The statistics reveal that between the period of 1996-2011:
Nearly 5,000 people whose health records indicated they had used meth.
Nearly 1,800 people whose health records indicated they had used cocaine.
A control group selected at random whose records showed no use of illegal drugs (more than 34,000 people).
Meth users who had a medical history of taking other illegal drugs or abusing alcohol were excluded from the study, as these factors could also have influenced Parkinson’s risk. Members of the control group were matched to the participants in the meth and cocaine groups according to age and sex.
“We feel comfortable that it’s just the meth causing the risk for Parkinson’s, and not other drugs or a combination of meth and other drugs,” says senior author Glen R. Hanson, PhD, professor and interim dean of the University of Utah School of Dentistry and professor of pharmacology and toxicology.
The researchers conclusively found that meth users have three times the risk for getting Parkinson’s disease as non-users and that female meth users may be nearly five times more likely than women who do not use drugs to develop Parkinson’s.
“Typically, fewer females use meth than males do,” Hanson said. “Even though women are less likely to use it, there appears to be a gender bias toward women in the association between meth use and Parkinson’s.”

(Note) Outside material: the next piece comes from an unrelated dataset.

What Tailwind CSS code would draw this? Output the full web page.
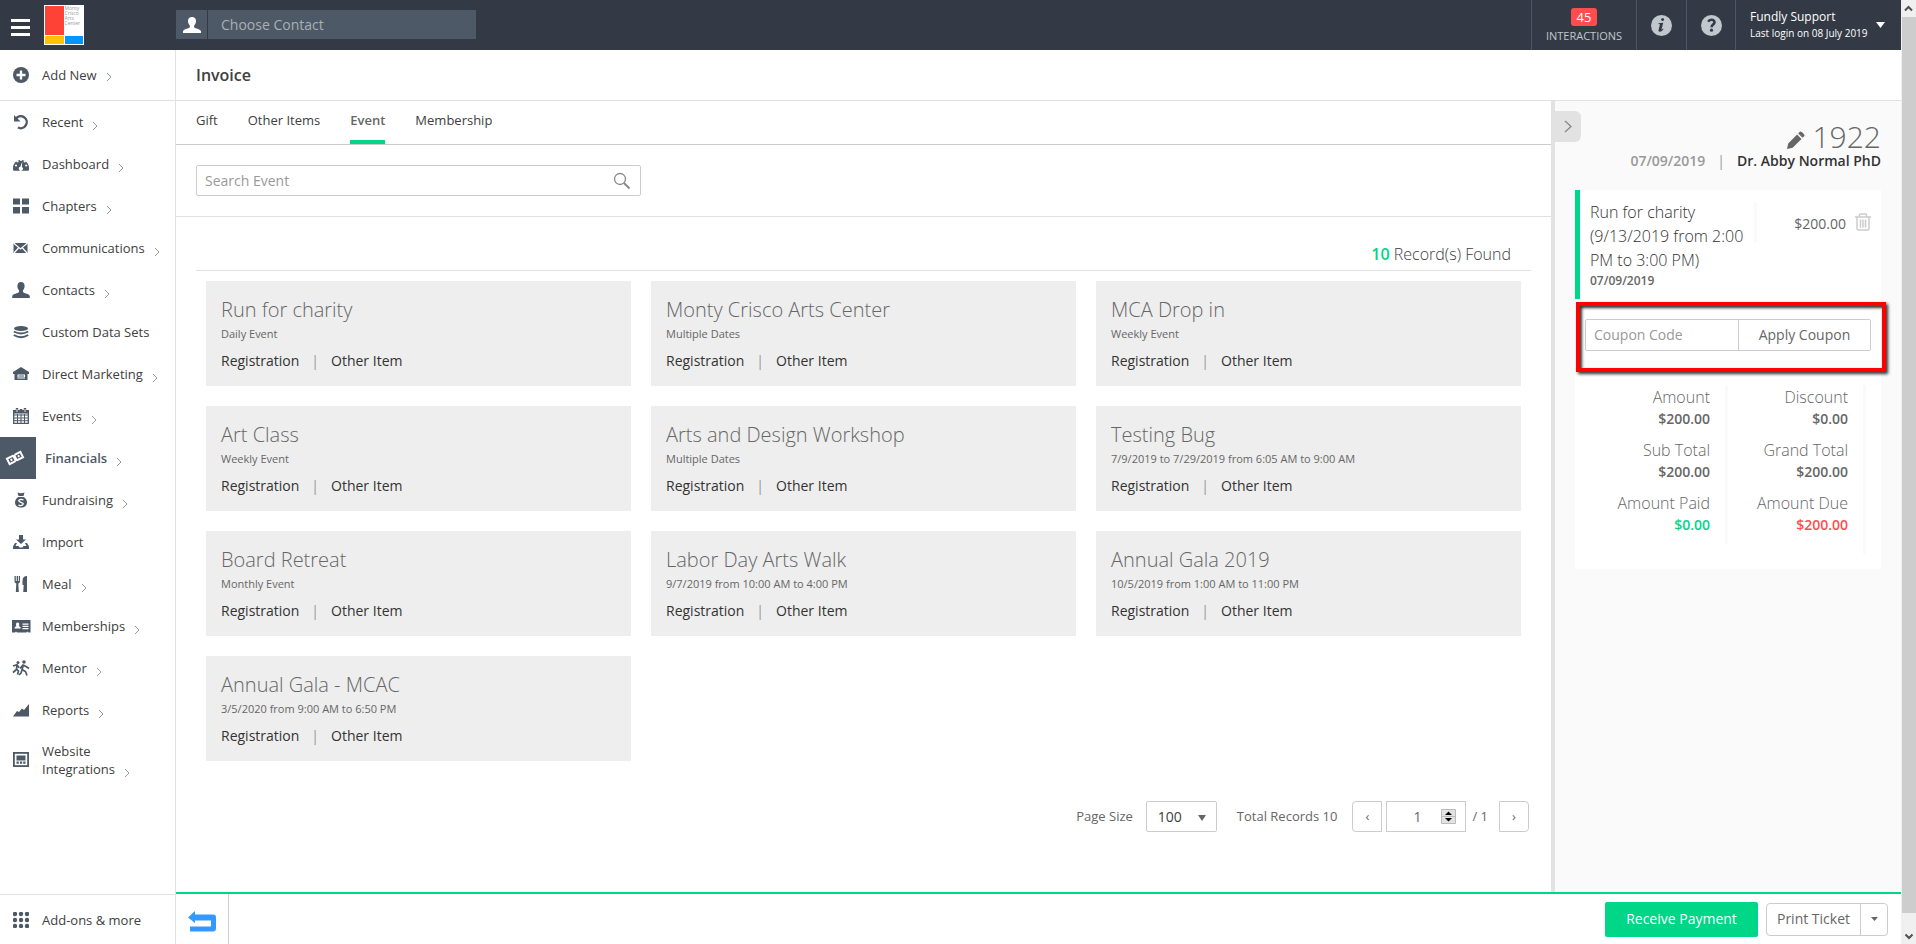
<!DOCTYPE html>
<html lang="en">
<head>
<meta charset="utf-8">
<meta name="viewport" content="width=device-width, initial-scale=1">
<title>Invoice</title>
<script src="https://cdn.jsdelivr.net/npm/@tailwindcss/browser@4"></script>
</head>
<body class="flex h-screen flex-col overflow-hidden bg-white font-['Open_Sans',sans-serif] text-sm text-[#666]">
<div class="flex min-h-0 flex-1">
<div class="flex min-w-0 flex-1 flex-col">

<header class="flex h-[50px] shrink-0 bg-[#343a45] text-white">
  <div class="flex w-44 shrink-0 items-center gap-[14px] pl-[11px]">
    <button aria-label="Menu" class="flex flex-col gap-1 pt-1"><span class="h-[3px] w-[19px] bg-white"></span><span class="h-[3px] w-[19px] bg-white"></span><span class="h-[3px] w-[19px] bg-white"></span></button>
    <a href="#" aria-label="Monty Crisco Arts Center" class="grid size-10 grid-cols-2 gap-px bg-white p-px">
      <span class="bg-[#ff4136]"></span>
      <span class="overflow-hidden text-[5px] leading-[5px] text-[#999]">Monty<br>Crisco<br>Arts<br>Center</span>
      <span class="bg-[#ffc107]"></span>
      <span class="bg-[#0095ff]"></span>
    </a>
  </div>
  <div class="flex h-[29px] w-[300px] gap-px self-center -mt-px">
    <span class="flex w-[31px] items-center justify-center bg-[#4d5966]"><svg class="size-[18px]" viewBox="0 0 18 18" fill="#fff"><path d="M9 1c2.500 0 4 1.600 4 4 0 1.600-.6 3.200-1.600 4.200-.5.600-.5 1.500 0 2.200.7.900 5.600 1.500 6.600 3.600V17H0v-2c1-2.100 5.900-2.700 6.600-3.600.5-.7.500-1.600 0-2.200C5.600 8.200 5 6.600 5 5c0-2.400 1.500-4 4-4z"/></svg></span>
    <input aria-label="Choose Contact" placeholder="Choose Contact" class="min-w-0 flex-1 bg-[#4d5966] px-[13px] text-sm outline-none placeholder:text-[#a9afb5]">
  </div>
  <div class="ml-auto flex">
    <a href="#" class="flex w-[105px] flex-col items-center border-l border-[#4d5663] pt-2 text-xs text-[#c2c7cd]"><span class="h-[18px] rounded-[3px] bg-[#ff4d4d] px-[6px] text-[13px] leading-[18px] text-white">45</span><span class="mt-px text-[11px] leading-[18px]">INTERACTIONS</span></a>
    <button aria-label="Information" class="flex w-[50px] items-center justify-center border-l border-[#4d5663]"><svg class="size-[21px]" viewBox="0 0 21 21"><circle cx="10.500" cy="10.500" r="10.500" fill="#c2c7cd"/><path fill="#343a45" d="M10.300 3.800a1.500 1.500 0 1 1 2.600 1.500 1.500 1.500 0 0 1-2.600-1.500zM7.500 8.300l4.700-.5-1.700 6.600c-.1.500.4.500 1.500-.8l.5.400c-1.200 1.900-2.300 2.700-3.500 2.700-1.300 0-1.700-.8-1.400-2l1.300-5c.1-.5-.3-.6-1.500-.7z"/></svg></button>
    <button aria-label="Help" class="flex w-[49px] items-center justify-center border-l border-[#4d5663]"><svg class="size-[21px]" viewBox="0 0 21 21"><circle cx="10.500" cy="10.500" r="10.500" fill="#c2c7cd"/><path fill="none" stroke="#343a45" stroke-width="2.600" d="M7.200 6.800c.6-1.300 1.700-2 3.300-2 1.800 0 3 .9 3 2.500 0 2.300-2.900 2.300-2.900 4.900"/><circle cx="10.500" cy="15.200" r="1.600" fill="#343a45"/></svg></button>
    <button class="flex w-[166px] items-center gap-2 border-l border-[#4d5663] pl-[14px] text-left"><span class="whitespace-nowrap"><span class="block text-xs leading-4">Fundly Support</span><span class="block text-[10px] leading-4">Last login on 08 July 2019</span></span><svg class="h-[6px] w-[9px]" viewBox="0 0 9 6" fill="#fff"><path d="M0 0h9L4.500 6z"/></svg></button>
  </div>
</header>

<div class="flex min-h-0 flex-1">
<nav class="flex w-44 shrink-0 flex-col border-r border-[#e2e2e2] text-[13px] leading-[18px] text-[#404040]">
  <a href="#" class="flex h-[51px] items-center border-b border-[#e2e2e2] pl-[13px]"><svg class="size-4 w-4" viewBox="0 0 16 16"><circle cx="8" cy="8" r="8" fill="#4d5966"/><path d="M8 3.500v9M3.500 8h9" stroke="#fff" stroke-width="2.400"/></svg><span class="ml-[13px]">Add New</span><svg class="ml-[9px] mt-1 h-2 w-[6px]" viewBox="0 0 6 8"><path d="M1 0l4 4-4 4" fill="none" stroke="#999"/></svg></a>
  <div id="menu" class="flex flex-1 flex-col"></div>
  <a href="#" class="flex h-[50px] items-center border-t border-[#e2e2e2] pl-[13px]"><svg class="size-4" viewBox="0 0 16 16" fill="#4d5966"><circle cx="2" cy="2" r="2.200"/><circle cx="8" cy="2" r="2.200"/><circle cx="14" cy="2" r="2.200"/><circle cx="2" cy="8" r="2.200"/><circle cx="8" cy="8" r="2.200"/><circle cx="14" cy="8" r="2.200"/><circle cx="2" cy="14" r="2.200"/><circle cx="8" cy="14" r="2.200"/><circle cx="14" cy="14" r="2.200"/></svg><span class="ml-[13px]">Add-ons &amp; more</span></a>
</nav>

<div class="flex min-w-0 flex-1 flex-col">
  <h1 class="flex h-[51px] shrink-0 items-center border-b border-[#e2e2e2] px-5 text-base font-semibold text-[#404040]">Invoice</h1>
  <div class="flex min-h-0 flex-1">
    <main class="flex min-w-0 flex-1 flex-col">
      <div class="flex h-11 shrink-0 gap-[30px] border-b border-[#ccc] px-5 text-[13px] text-[#404040]">
        <a href="#" class="flex h-[43px] items-center border-b-4 border-transparent">Gift</a>
        <a href="#" class="flex h-[43px] items-center border-b-4 border-transparent">Other Items</a>
        <a href="#" aria-current="page" class="flex h-[43px] items-center border-b-4 border-[#00d688] font-semibold text-[#666]">Event</a>
        <a href="#" class="flex h-[43px] items-center border-b-4 border-transparent">Membership</a>
      </div>
      <div class="flex h-[72px] shrink-0 border-b border-[#e2e2e2] px-5 pt-5">
        <label class="flex h-[31px] w-[445px] items-center rounded-xs border border-[#ccc] px-2"><input aria-label="Search Event" placeholder="Search Event" class="min-w-0 flex-1 text-sm outline-none placeholder:text-[#999]"><svg class="mr-px size-[18px]" viewBox="0 0 18 18" fill="none" stroke="#888"><circle cx="7" cy="7" r="5.500" stroke-width="1.300"/><path d="M11 11l5.500 5.500" stroke-width="2"/></svg></label>
      </div>
      <div class="flex flex-1 flex-col px-5">
        <p class="flex h-[54px] items-end justify-end border-b border-[#e2e2e2] pr-5 pb-[5px] text-base leading-[22px] font-light text-[#404040]"><span><b class="font-semibold text-[#00d688]">10</b> Record(s) Found</span></p>
        <div id="cards" class="grid grid-cols-3 gap-5 p-[10px]"></div>
        <div class="mt-[30px] flex items-center pr-[2px] text-[13px] justify-end">
          <label for="size">Page Size</label>
          <div class="relative ml-[13px] h-[31px] w-[71px]"><select id="size" class="size-full appearance-none rounded-xs border border-[#ccc] pl-[11px] text-sm leading-none text-[#404040]"><option>100</option></select><svg class="pointer-events-none absolute top-[14px] right-[11px] h-[6px] w-2" viewBox="0 0 8 6" fill="#666"><path d="M0 0h8L4 6z"/></svg></div>
          <span class="ml-5">Total Records 10</span>
          <button aria-label="Previous page" class="ml-[15px] h-[31px] w-[30px] rounded-l border border-[#ccc]">‹</button>
          <div class="relative ml-1 h-[31px] w-20"><input aria-label="Page" value="1" class="size-full border border-[#ccc] pr-[18px] text-center text-sm outline-none"><svg class="absolute top-2 right-[10px] h-[15px] w-[15px]" viewBox="0 0 15 15"><path fill="#e2e2e2" stroke="#bbb" d="M.5.500h14v14H.5zM.5 7.500h14"/><path fill="#000" d="M4 6l3.500-3.500L11 6zM4 9l3.500 3.500L11 9z"/></svg></div>
          <span class="ml-[6px]">/ 1</span>
          <button aria-label="Next page" class="ml-[11px] h-[31px] w-[30px] rounded-r border border-[#ccc]">›</button>
        </div>
      </div>
    </main>

    <aside class="relative w-[350px] shrink-0 border-l-4 border-[#e2e2e2] bg-[#fafafa] pr-5 pl-4">
      <button aria-label="Collapse panel" class="absolute top-[10px] left-0 flex h-[31px] w-[26px] items-center justify-center rounded-r-md bg-[#e2e2e2]"><svg class="h-[13px] w-2" viewBox="0 0 8 13"><path d="M1 1l6 5.500L1 12" fill="none" stroke="#888" stroke-width="1.300"/></svg></button>
      <div class="ml-1 flex h-[89px] flex-col items-end pt-4">
        <div class="flex items-center gap-2 text-[30px] leading-10 font-light"><button aria-label="Edit" class="mt-[5px]"><svg class="size-[18px]" viewBox="0 0 18 18" fill="#666"><path d="M0 18l1.200-5.600 8.900-8.900 4.400 4.400-8.900 8.900zM11.200 2.400l1.800-1.800c1-1 5.400 3.400 4.400 4.400l-1.800 1.800z"/></svg></button>1922</div>
        <div class="-mt-[6px] flex text-sm leading-5 font-semibold text-[#999]"><span>07/09/2019</span><span class="mx-3 font-normal">|</span><span class="text-[#333]">Dr. Abby Normal PhD</span></div>
      </div>
      <section class="ml-1 flex h-[109px] border-l-[5px] border-[#00d688] bg-white pt-[10px] pl-[10px]">
        <div class="w-[164px]"><p class="text-base leading-6 font-light text-[#333]">Run for charity<br>(9/13/2019 from 2:00<br>PM to 3:00 PM)</p><p class="text-xs leading-[17px] font-semibold">07/09/2019</p></div>
        <div class="mt-[3px] h-10 w-[3px] bg-[#fafafa]"></div>
        <div class="flex h-12 flex-1 items-center justify-end gap-[9px] pr-[10px] text-sm"><span>$200.00</span><button aria-label="Delete item" class="-mt-1"><svg class="h-[18px] w-4" viewBox="0 0 16 18" fill="none" stroke="#ccc" stroke-width="1.500"><path d="M0 4h16M2 4v11.500q0 1.500 1.500 1.500h9q1.500 0 1.500-1.500V4M4.500 4V2q0-1 1-1h5q1 0 1 1v2M5.500 6.500v8M8 6.500v8M10.500 6.500v8"/></svg></button></div>
      </section>
      <div class="relative ml-1 h-[71px]">
        <form class="h-[61px] bg-white px-[10px] pt-5"><div class="flex h-8 rounded-xs border border-[#ccc]"><input aria-label="Coupon Code" placeholder="Coupon Code" class="min-w-0 flex-1 border-r border-[#ccc] px-2 text-sm outline-none placeholder:text-[#999]"><button type="button" class="w-[131px] text-sm">Apply Coupon</button></div></form>
        <div class="pointer-events-none absolute top-[3px] -right-[5px] left-px h-[70px] border-4 border-[#f00] shadow-[2px_2px_3px_#333,inset_2px_2px_3px_#333]"></div>
      </div>
      <dl class="ml-1 flex h-[199px] bg-white pt-[15px] text-right">
        <div class="h-[159px] w-[153px] border-r-3 border-[#fafafa] pr-[15px]"><dt class="text-base leading-6 font-light">Amount</dt><dd class="text-sm leading-5 font-semibold">$200.00</dd><dt class="mt-[9px] text-base leading-6 font-light">Sub Total</dt><dd class="text-sm leading-5 font-semibold">$200.00</dd><dt class="mt-[9px] text-base leading-6 font-light">Amount Paid</dt><dd class="text-sm leading-5 font-semibold text-[#00d688]">$0.00</dd></div>
        <div class="h-[169px] w-[138px] border-r-3 border-[#fafafa] pr-[15px]"><dt class="text-base leading-6 font-light">Discount</dt><dd class="text-sm leading-5 font-semibold">$0.00</dd><dt class="mt-[9px] text-base leading-6 font-light">Grand Total</dt><dd class="text-sm leading-5 font-semibold">$200.00</dd><dt class="mt-[9px] text-base leading-6 font-light">Amount Due</dt><dd class="text-sm leading-5 font-semibold text-[#ff4d4d]">$200.00</dd></div>
      </dl>
    </aside>
  </div>
  <footer class="flex h-[52px] shrink-0 items-center border-t-2 border-[#00d688] pr-[13px]">
    <button aria-label="Back" class="flex h-full w-[53px] items-center justify-center border-r border-[#ccc] pt-1"><svg class="h-[21px] w-7" viewBox="0 0 28 21" fill="#3399ff"><path d="M0 6.500L7 0v3.500h18q3 0 3 3v11q0 3-3 3H2v-5h21v-6H7V12z"/></svg></button>
    <button class="ml-auto h-[35px] w-[153px] rounded-xs bg-[#00d688] text-sm text-white">Receive Payment</button>
    <div class="ml-2 flex h-[33px] rounded border border-[#ccc]"><button class="w-[94px] border-r border-[#ccc] text-sm">Print Ticket</button><button aria-label="More print options" class="flex w-[26px] items-center justify-center"><svg class="h-1 w-[7px]" viewBox="0 0 7 4" fill="#666"><path d="M0 0h7L3.500 4z"/></svg></button></div>
  </footer>
</div>
</div>
</div>

<div aria-hidden="true" class="flex w-[15px] shrink-0 flex-col bg-[#f0f0f0]">
  <svg class="h-[17px] w-[15px]" viewBox="0 0 15 17"><path d="M4 10.500L7.500 7l3.500 3.500" fill="none" stroke="#505050" stroke-width="2"/></svg>
  <div class="ml-px flex-1 bg-[#cdcdcd]"></div>
  <svg class="h-[31px] w-[15px]" viewBox="0 0 15 31"><path d="M4.500 21.500L8 25l3.500-3.500" fill="none" stroke="#505050" stroke-width="2"/></svg>
</div>
</div>

<script>
const icons = {
  recent: '<path d="M3 4.500A6 6 0 1 1 5 13.500" fill="none" stroke="#4d5966" stroke-width="2.400"/><path d="M1 1v6.500h6.500z"/>',
  dashboard: '<path d="M0 14a8.200 8.200 0 1 1 16 0q-.3.800-1 .8H1q-.7 0-1-.8z"/><g fill="#fff"><circle cx="3" cy="9.500" r="1.100"/><circle cx="4.500" cy="5.500" r="1.100"/><circle cx="8" cy="4" r="1.100"/><circle cx="11.700" cy="5.500" r="1.100"/><circle cx="13.200" cy="9.500" r="1.100"/><path d="M9.300 5.500l-.4 5.500a2 2 0 1 1-1.600-.2z"/></g>',
  chapters: '<path d="M0 .5h7v6H0zM9 .5h7v6H9zM0 9h7v6.500H0zM9 9h7v6.500H9z"/>',
  mail: '<path d="M.5 3h14v10H.5z"/><path d="M.5 3l7 6 7-6M1 13l4.500-5M14 13L9.500 8" fill="none" stroke="#fff" stroke-width="1.200"/>',
  person: '<path d="M8 0c2.200 0 3.600 1.500 3.600 4 0 1.600-.5 3-1.400 4-.4.600-.4 1.600 0 2.200.8 1 5.800 1.500 6.600 3.700V16H-.8v-2.100c.8-2.200 5.800-2.700 6.600-3.700.4-.6.400-1.600 0-2.200-.9-1-1.400-2.400-1.400-4C4.400 1.500 5.800 0 8 0z"/>',
  layers: '<ellipse cx="8" cy="4.500" rx="7" ry="2.500"/><path d="M.8 7.500Q8 11.500 15.200 7.500M.8 11Q8 15.500 15.200 11" fill="none" stroke="#4d5966" stroke-width="2"/>',
  house: '<path d="M8 1l8 5v2h-1.500v6h-13V8H0V6z"/><path d="M4.500 8.500h7.500V13H4.500z" fill="#fff"/><path d="M5.500 10h5.500M4.500 12h7.500" stroke="#4d5966"/>',
  calendar: '<path d="M.7 3h14.600v12.300H.7z" fill="none" stroke="#4d5966" stroke-width="1.300"/><path d="M.7 7h14.600M.7 10h14.600M.7 12.700h14.600M4.500 6v9M8 6v9M11.500 6v9" stroke="#4d5966"/><path d="M0 2h16v3.500H0z"/><path d="M4 0v4M12 0v4M8 1v3" stroke="#4d5966" stroke-width="2.400"/><path d="M4 1v3M12 1v3" stroke="#fff" stroke-width=".8"/>',
  cash: '<g transform="rotate(-27 8 8)"><path d="M-.5 4h8l1 .8 1-.8h7v8h-8l-1-.8-1 .8h-7z" fill="#fff"/><path d="M1.500 6h5v4h-5zM9.500 6h5v4h-5z" fill="#4d5966"/><path d="M3 8h2M11 8h2" stroke="#fff" stroke-width="2"/></g>',
  bag: '<path d="M4.500.5q3.500 1.500 7 0L10.500 4h-5zM5.500 5h5c2.500 1.200 3.500 3.500 3.500 5.500 0 3-2.500 5-6 5s-6-2-6-5C2 8.500 3 6.200 5.500 5z"/><path d="M10.500 8Q8 6.800 6.300 8t1.700 2.300 1.700 2.500-4.200.3" fill="none" stroke="#fff" stroke-width="1.300"/>',
  import: '<path d="M6 1h4v4.500h3L8 10 3 5.500h3z"/><path d="M2 9L0 12.500V15h16v-2.500L14 9h-2l1.500 3h-3L9.500 13.500h-3L5.500 12h-3L4 9z"/>',
  meal: '<path d="M1.500 0v5q0 2 1.800 2.500L2.800 16h3L5.300 7.500Q7 7 7 5V0H5.900v5h-.8V0H3.700v5H2.800V0zM14 0q-4.500 0-4.500 5v4h1.200l-.5 7H14z"/>',
  idcard: '<path d="M-1 2h18.500v12.500h-2l-1-1-1 1H4l-1-1-1 1h-3z"/><path d="M1.500 10.500q0-2 1.800-2.300-1-3.700 1.300-3.700t1.400 3.700q1.800.3 1.800 2.300zM9.500 5.500h6v1.200h-6zM9.500 7.800h6V9h-6zM9.500 10h6v1.200h-6z" fill="#fff"/>',
  mentor: '<circle cx="5" cy="2.500" r="1.500"/><circle cx="11" cy="2" r="1.800"/><path d="M0 6l4-1.200 2 3M4 5L3.500 9l2 2-1 3.500M3.500 9.500L0 12.500M7 8.500l3-3.500 3 1.500 3 2M10.500 5L9 9.500l3.500 2 1.500 4M9 10l-1 3-2 2" fill="none" stroke="#4d5966" stroke-width="1.700"/>',
  reports: '<path d="M0 14.500L4 9l2 1 3-3.500 2 1.500 5-6v12.500z"/>',
  website: '<path d="M0 0h16v15H0z"/><path d="M1.800 1.800h12.400v11.400H1.800z" fill="#fff"/><path d="M3.500 3.500h9v5h-9zM3.500 9.500h2.300v2.300H3.500zM6.900 9.500h2.300v2.300H6.900zM10.200 9.500h2.300v2.300h-2.300z"/>'
};
const items = [['Recent','recent',1],['Dashboard','dashboard',1],['Chapters','chapters',1],['Communications','mail',1],['Contacts','person',1],['Custom Data Sets','layers',0],['Direct Marketing','house',1],['Events','calendar',1],['Financials','cash',1],['Fundraising','bag',1],['Import','import',0],['Meal','meal',1],['Memberships','idcard',1],['Mentor','mentor',1],['Reports','reports',1],['Website<br>Integrations','website',1]];
const arrow = '<svg class="ml-[9px] mt-1 inline-block h-2 w-[6px]" viewBox="0 0 6 8"><path d="M1 0l4 4-4 4" fill="none" stroke="#999"/></svg>';
document.getElementById('menu').innerHTML = items.map(([name, icon, more]) => {
  const svg = '<svg class="size-4 shrink-0 overflow-visible" viewBox="0 0 16 16" fill="#4d5966">' + icons[icon] + '</svg>';
  const text = name + (more ? arrow : '');
  if (icon === 'cash') return '<a href="#" aria-current="page" class="flex h-[42px] items-center font-semibold text-[#4d5966]"><span class="flex h-full w-9 items-center bg-[#4d5966] pl-[7px]">' + svg + '</span><span class="ml-[9px]">' + text + '</span></a>';
  if (icon === 'website') return '<a href="#" class="flex h-[58px] items-center pl-[13px]">' + svg + '<span class="ml-[13px]">' + text + '</span></a>';
  return '<a href="#" class="flex h-[42px] items-center pl-[13px]">' + svg + '<span class="ml-[13px] whitespace-nowrap">' + text + '</span></a>';
}).join('');

const events = [['Run for charity','Daily Event'],['Monty Crisco Arts Center','Multiple Dates'],['MCA Drop in','Weekly Event'],['Art Class','Weekly Event'],['Arts and Design Workshop','Multiple Dates'],['Testing Bug','7/9/2019 to 7/29/2019 from 6:05 AM to 9:00 AM'],['Board Retreat','Monthly Event'],['Labor Day Arts Walk','9/7/2019 from 10:00 AM to 4:00 PM'],['Annual Gala 2019','10/5/2019 from 1:00 AM to 11:00 PM'],['Annual Gala - MCAC','3/5/2020 from 9:00 AM to 6:50 PM']];
document.getElementById('cards').innerHTML = events.map(([title, when]) =>
  '<article class="h-[105px] bg-[#eee] px-[15px] pt-[15px]"><h2 class="text-xl leading-7 font-light">' + title + '</h2><p class="text-[11px] leading-5">' + when + '</p><p class="mt-[7px] text-sm leading-5 text-[#333]"><a href="#">Registration</a><span class="mx-3 text-[#999]">|</span><a href="#">Other Item</a></p></article>').join('');
</script>
</body>
</html>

“Normally, women develop Parkinson’s less often than men,” said co-author Karen Curtin, PhD, research assistant professor of medicine at the university and associate director of the UPDB. “However, women may not achieve the same improvement in symptoms from medications or surgery,” she said. “If meth addiction leads to sharply increased incidence of Parkinson’s disease in women, we should all be concerned.”